Acts 28:11. After three months. Probably it was now February. The earliest opportunity which the weather permitted would be taken. This is one of the indications of time which are to be taken into account in estimating the relative chronology of St. Paul's life.

A ship of Alexandria, which had wintered in the isle. The same circumstances of weather which had caused so much disaster to the other ship, had kept this ship in the harbour of Valetta. This too, like the other, was doubtless a corn ship.

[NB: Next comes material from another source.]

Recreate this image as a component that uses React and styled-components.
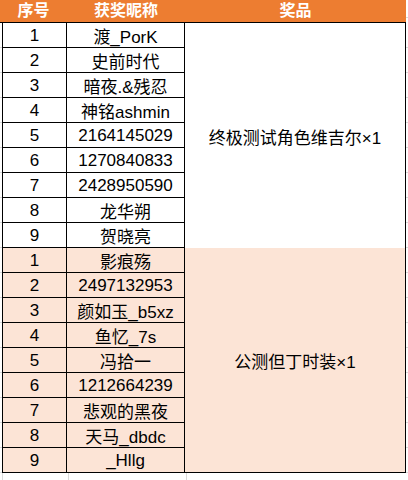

Whose sign was Castor and Pollux. A reference may be allowed at this point to the articles ‘Ship,' ‘Castor and Pollux,' and ‘Rhegium,' in the Dictionary of the Bible, The ‘great twin brethren,' Castor and Pollux (the ‘Dioscuri,' as the name is given here in the Greek), were the tutelary gods of Greek sailors (Horace, Od. i. 3, 2, and 12, 28), and their presence was often imagined in the phosphorescent light the fires of St. Elmo playing on the masts of Mediterranean ships. Their figures were doubtless painted in the customary conventional form, with stars above their beads, on each side of the bow of the ship. St. Luke's notice of the fact is valuable as an indication of the presence of an eye-witness. The thought, too, of an Egyptian ship, with heathen symbols, bearing the gospel to Italy, is suggestive of many interesting reflections. See some reflections of this kind in Bishop Wordsworth's Commentary.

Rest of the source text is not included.